Canute the Dane was chosen as king at Southampton; but the Londoners were so rich, free, and powerful that they held a rival gemot, and with one voice elected the Saxon atheling Edmund Ironside, who was crowned by Archbishop Lyfing within the city, and very probably at St. Paul's. Canute, enraged at the Londoners, at once sailed for London with his army, and, halting at Greenwich, planned the immediate siege of the rebellious city. The great obstacle to his advance was the fortified bridge that had so often hindered the Danes. Canute, with prompt energy, instantly had a great canal dug on the southern bank, so that his ships might turn the flank of the bridge; and, having overcome this great difficulty, he dug another trench round the northern and western sides of the city. London was now circumvallated, and cut off from all supply of corn and cattle; but the citizen's hearts were staunch, and, baffling every attempt of Canute to sap or escalade, the Dane soon raised the siege. In the meantime, Edmund Ironside was not forgetful of the city that had chosen him as king. After three battles, he compelled the Danes to raise their second siege. In a fourth battle, which took place at Brentford, the Danes were again defeated, though not without considerable losses on the side of the victors, many of the Saxons being drowned in trying to ford the river after their flying enemies. Edmund then returned to Wessex to gather fresh troops, and in his absence Canute for the third time laid siege to London. Again the city held out against every attack, and "Almighty God,"as the pious chroniclers say, "saved the city."
After the division of England between Edmund and Canute had been accomplished, the London citizens made peace with the Danes, and the latter were allowed to winter as friends in the unconquered city; but soon after the partition Edmund Ironside died in London, and thus Canute became the sole king of England.

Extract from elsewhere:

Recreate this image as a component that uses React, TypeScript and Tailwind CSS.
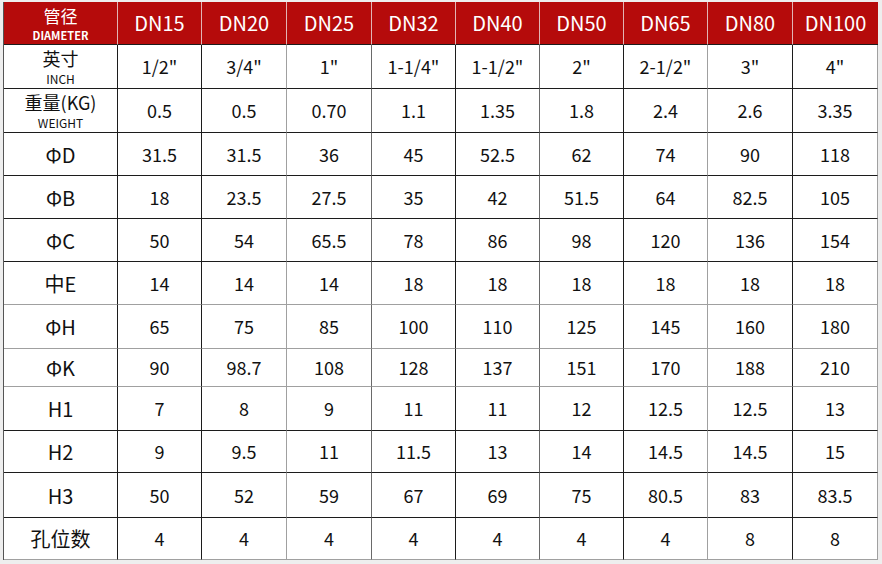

On the succession of Harold I. (Canute's natural son), says Mr. Freeman, we find a new element, the "lithsmen," the seamen of London. "The great city still retained her voice in the election of kings; but that voice would almost seem to have been transferred to a new class among the population. We hear now not of the citizens, but of the sea-faring men. Every invasion, every foreign settlement of any kind within the kingdom too, in every age, added a new element to the population of London. As a Norman colony settled in London later in the century, so a Danish colony settled there now. Some accounts tell us, doubtless with great exaggeration, that London had now almost become a Danish city (William of Malmesbury, ii. 188); but it is, at all events, quite certain the Danish element in the city was numerous and powerful, and that its voice strongly helped to swell the cry which was raised in favour of Harold."

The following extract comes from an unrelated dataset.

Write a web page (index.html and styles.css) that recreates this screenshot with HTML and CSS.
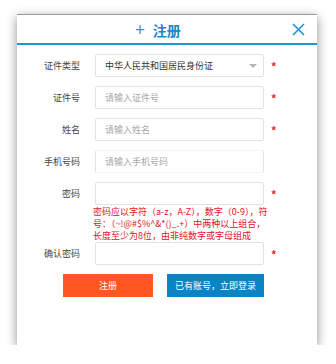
FILE: index.html
```html
<!DOCTYPE html>
<html lang="zh-CN">
<head>
    <meta charset="UTF-8">
    <meta name="viewport" content="width=device-width, initial-scale=1.0">
    <title>注册</title>
    <link rel="stylesheet" href="styles.css">
</head>
<body>

    <div class="dialog">
        <div class="head">
            <span class="title"><span class="plus">+</span> 注册</span>
            <span class="close">
                <svg width="13" height="13" viewBox="0 0 13 13">
                    <path d="M1 1 L12 12 M12 1 L1 12" stroke="#1a8ed0" stroke-width="1.5" fill="none"/>
                </svg>
            </span>
        </div>

        <div class="form">
            <div class="row">
                <label>证件类型</label>
                <div class="field select">中华人民共和国居民身份证<span class="arrow"></span></div>
                <span class="star">*</span>
            </div>
            <div class="row">
                <label>证件号</label>
                <input class="field" type="text" placeholder="请输入证件号">
                <span class="star">*</span>
            </div>
            <div class="row">
                <label>姓名</label>
                <input class="field" type="text" placeholder="请输入姓名">
                <span class="star">*</span>
            </div>
            <div class="row">
                <label>手机号码</label>
                <input class="field light" type="text" placeholder="请输入手机号码">
                <span class="star"></span>
            </div>
            <div class="row tight">
                <label>密码</label>
                <input class="field" type="password">
                <span class="star">*</span>
            </div>
            <div class="hint">密码应以字符（a-z，A-Z），数字（0-9），符号：（~!@#$%^&amp;*()_.+）中两种以上组合，长度至少为8位，由非纯数字或字母组成</div>
            <div class="row">
                <label>确认密码</label>
                <input class="field" type="password">
                <span class="star">*</span>
            </div>

            <div class="buttons">
                <button type="button" class="btn btn-reg">注册</button>
                <button type="button" class="btn btn-login">已有账号，立即登录</button>
            </div>
        </div>
    </div>

</body>
</html>
```

FILE: styles.css
```css
body {
    margin: 0;
    background-color: white;
    font-family: "Noto Sans CJK SC", "Liberation Sans", sans-serif;
}

.dialog {
    width: 300px;
    height: 331px;
    margin: 14px 0 0 17px;
    background-color: white;
    border-top: 1px solid #9a9a9a;
    box-sizing: border-box;
    box-shadow: 0px 3px 10px rgba(0, 0, 0, 0.45);
}

.head {
    position: relative;
    height: 28px;
    border-bottom: 2px solid #1a9ad6;
    text-align: center;
}

.title {
    display: inline-block;
    margin-right: 18px;
    line-height: 28px;
    font-size: 14px;
    font-weight: bold;
    color: #1587c8;
}

.plus {
    font-weight: normal;
    font-size: 17px;
    color: #3d8fc0;
    margin-right: 5px;
}

.close {
    position: absolute;
    right: 12px;
    top: 8px;
    line-height: 0;
}

.form {
    padding-top: 9px;
}

.row {
    display: grid;
    grid-template-columns: 63px 169px 10px;
    column-gap: 15px;
    align-items: center;
    margin-bottom: 9px;
}

.row.tight {
    margin-bottom: 0;
}

.row label {
    text-align: right;
    font-size: 9px;
    color: #444;
}

.field {
    height: 23px;
    box-sizing: border-box;
    border: 1px solid #e2e2e2;
    border-radius: 2px;
    padding: 0 9px;
    font-family: inherit;
    font-size: 9px;
    color: #333;
    outline: none;
}

.field.light {
    border-top-color: #f4f4f4;
    border-bottom-color: #f4f4f4;
}

.field::placeholder {
    color: #a8a8a8;
}

.select {
    position: relative;
    line-height: 21px;
}

.arrow {
    position: absolute;
    right: 6px;
    top: 9px;
    border-left: 4px solid transparent;
    border-right: 4px solid transparent;
    border-top: 4px solid #b5b5b5;
}

.star {
    margin-left: -8px;
    color: #ff1a1a;
    font-size: 11px;
    font-weight: bold;
}

.hint {
    margin: 1px 0 0 76px;
    width: 180px;
    height: 36px;
    font-size: 9px;
    line-height: 12px;
    color: #e8102a;
}

.buttons {
    display: flex;
    gap: 14px;
    margin: 0 0 0 46px;
}

.btn {
    height: 23px;
    border: none;
    border-radius: 0;
    color: white;
    font-family: inherit;
    font-size: 9px;
    cursor: pointer;
}

.btn-reg {
    width: 90px;
    background-color: #ff5722;
}

.btn-login {
    width: 97px;
    background-color: #0a84c4;
}
```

It seems doubtful how far the London citizens in the Saxon times could claim the right to elect kings. The latest and best historian of this period seems to think that the Londoners had no special privileges in the gemot; but, of course, when the gemot was held in London, the citizens, intelligent and united, had a powerful voice in the decision. Hence it arose that the citizens both of London and Winchester (which had been an old seat of the Saxon kings) "seem," says Mr. Freeman, "to be mentioned as electors of kings as late as the accession of Stephen. (See William of Malmesbury, "Hist. Nov.," i. 11.) Even as late as the year 1461, Edward Earl of March was elected king by a tumultuous assembly of the citizens of London;" and again, at a later period, we find the citizens foremost in the revolution which placed Richard III. on the throne in 1483. These are plainly vestiges of the right which the citizens had more regularly exercised in the elections of Edmund Ironside and of Harold the son of Cnut.

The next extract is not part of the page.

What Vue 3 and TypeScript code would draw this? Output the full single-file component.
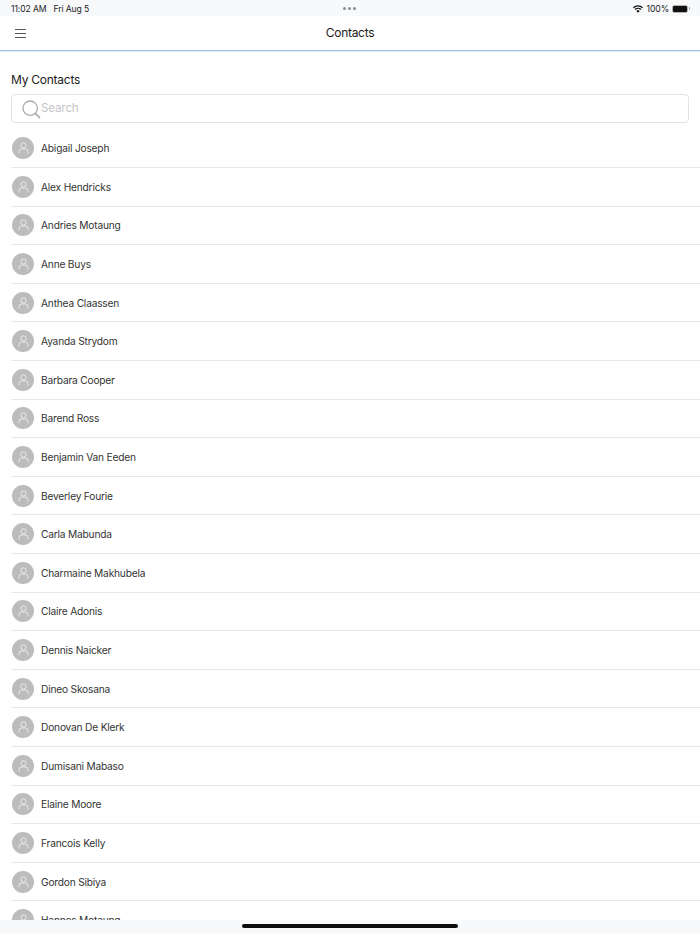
<template>
  <div class="screen">
    <div class="status-bar">
      <div class="status-left">
        <span>11:02 AM</span>
        <span>Fri Aug 5</span>
      </div>
      <div class="dots"><i></i><i></i><i></i></div>
      <div class="status-right">
        <svg width="10" height="8" viewBox="0 0 22 16" class="wifi">
          <path d="M11 16 7.4 12.2a5 5 0 0 1 7.2 0Z" fill="#111" />
          <path d="M5.6 10.3 3.5 8.1a10.8 10.8 0 0 1 15 0l-2.1 2.2a7.8 7.8 0 0 0-10.8 0Z" fill="#111" />
          <path d="M1.9 6.4 0 4.4a16 16 0 0 1 22 0l-1.9 2a13.2 13.2 0 0 0-18.2 0Z" fill="#111" />
        </svg>
        <span>100%</span>
        <div class="battery"><div class="battery-fill"></div></div>
        <div class="battery-tip"></div>
      </div>
    </div>

    <header class="nav">
      <button class="menu" aria-label="Menu">
        <span></span><span></span><span></span>
      </button>
      <div class="nav-title">Contacts</div>
    </header>

    <main class="content">
      <h2>My Contacts</h2>
      <div class="search">
        <svg width="20" height="20" viewBox="0 0 20 20" class="search-icon">
          <circle cx="9.2" cy="9.2" r="7.2" fill="none" stroke="#a9a9a9" stroke-width="1.3" />
          <path d="M14.4 14.4 18.6 18.6" stroke="#a9a9a9" stroke-width="1.5" stroke-linecap="round" />
        </svg>
        <span class="placeholder">Search</span>
      </div>

      <ul class="list">
        <li v-for="name in contacts" :key="name" class="row">
          <div class="avatar">
            <svg width="11" height="12" viewBox="0 0 11 12">
              <circle cx="5.5" cy="3.4" r="2.6" fill="none" stroke="#eee" stroke-width="0.9" />
              <path d="M1 11V9.8a2.8 2.8 0 0 1 2.8-2.8h3.4a2.8 2.8 0 0 1 2.8 2.8V11" fill="none" stroke="#eee" stroke-width="0.9" stroke-linecap="round" />
            </svg>
          </div>
          <span class="name">{{ name }}</span>
        </li>
      </ul>
    </main>

    <div class="home-area"><div class="home-bar"></div></div>
  </div>
</template>

<script setup lang="ts">
const contacts: string[] = [
  'Abigail Joseph',
  'Alex Hendricks',
  'Andries Motaung',
  'Anne Buys',
  'Anthea Claassen',
  'Ayanda Strydom',
  'Barbara Cooper',
  'Barend Ross',
  'Benjamin Van Eeden',
  'Beverley Fourie',
  'Carla Mabunda',
  'Charmaine Makhubela',
  'Claire Adonis',
  'Dennis Naicker',
  'Dineo Skosana',
  'Donovan De Klerk',
  'Dumisani Mabaso',
  'Elaine Moore',
  'Francois Kelly',
  'Gordon Sibiya',
  'Hannes Motaung'
];
</script>

<style>
html, body { margin: 0; background: #fff; overflow: hidden; }
</style>

<style scoped>
.screen {
  width: 700px;
  height: 934px;
  display: flex;
  flex-direction: column;
  overflow: hidden;
  font-family: Inter, "Liberation Sans", sans-serif;
  color: #222;
  background: #fff;
}
.status-bar {
  height: 16px;
  flex: none;
  box-sizing: border-box;
  background: #f8f9fb;
  display: flex;
  align-items: center;
  justify-content: space-between;
  padding: 1px 10px 0 11px;
  font-size: 8.6px;
  letter-spacing: -0.1px;
  color: #222;
  position: relative;
}
.status-left { display: flex; gap: 7px; }
.dots {
  position: absolute;
  left: 343px;
  top: 7px;
  display: flex;
  gap: 2px;
}
.dots i { width: 3px; height: 3px; border-radius: 50%; background: #8d8d8f; }
.status-right { display: flex; align-items: center; gap: 2px; }
.wifi { margin-right: 2px; }
.battery {
  width: 16px;
  height: 8px;
  margin-left: 1px;
  border: 1px solid #b5b5b5;
  border-radius: 2px;
  box-sizing: border-box;
}
.battery-fill { width: 100%; height: 100%; background: #111; border-radius: 1px; }
.battery-tip { width: 1px; height: 3px; background: #aaa; margin-left: -1px; }
.nav {
  height: 35px;
  flex: none;
  box-sizing: border-box;
  padding-bottom: 2px;
  display: flex;
  align-items: center;
  justify-content: center;
  position: relative;
  border-bottom: 1px solid #a3c4e8;
  box-shadow: 0 1px 0 #dbe8f5;
  background: #fff;
}
.menu {
  position: absolute;
  left: 15px;
  top: 13px;
  width: 12px;
  padding: 0;
  border: 0;
  background: none;
  display: flex;
  flex-direction: column;
  gap: 3px;
}
.menu span { display: block; height: 1px; width: 11px; background: #555; }
.nav-title { font-size: 12px; letter-spacing: -0.3px; color: #1a1a1a; }
.content {
  flex: 1;
  min-height: 0;
  padding: 21px 0 0 11px;
  overflow: hidden;
}
h2 {
  margin: 0 0 6px;
  font-size: 12px;
  font-weight: 400;
  line-height: 16px;
  letter-spacing: -0.25px;
  color: #222;
}
.search {
  height: 28.5px;
  margin-right: 11px;
  box-sizing: border-box;
  border: 1px solid #dfe2e8;
  border-radius: 4px;
  display: flex;
  align-items: center;
  padding-left: 9px;
}
.search-icon { flex: none; margin-top: 2px; }
.placeholder { font-size: 11.5px; letter-spacing: -0.1px; color: #c4c4c6; }
.list { list-style: none; margin: 7px 0 0; padding: 0; }
.row {
  height: 38.6px;
  box-sizing: border-box;
  display: flex;
  align-items: center;
  border-bottom: 1px solid #e9e9e9;
}
.avatar {
  width: 22px;
  height: 22px;
  margin-left: 1px;
  border-radius: 50%;
  background: #bcbcbc;
  display: flex;
  align-items: center;
  justify-content: center;
  flex: none;
}
.name { margin-left: 7px; font-size: 10.2px; letter-spacing: -0.2px; color: #333; }
.home-area {
  height: 14px;
  flex: none;
  background: #f8f9fb;
  position: relative;
  z-index: 1;
}
.home-bar {
  position: absolute;
  left: 242px;
  top: 4px;
  width: 216px;
  height: 4px;
  border-radius: 2px;
  background: #0c0c0c;
}
</style>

The city of London, there can be no doubt, soon emancipated itself from the jurisdiction of earls like Leofwin, who ruled over the home counties. It acquired, by its own secret power, an unwritten charter of its own, its influence being always important in the wars between kings and their rivals, or kings and their too-powerful nobles. "The king's writs for homage," says a great authority, "in the Saxon times, were addressed to the bishop, the portreeve or portreeves, to the burgh thanes, and sometimes to the whole people."
Thus it may clearly be seen, even from the scanty materials we are able to collect, that London, as far back as the Saxon times, was destined to achieve greatness, political and commercial.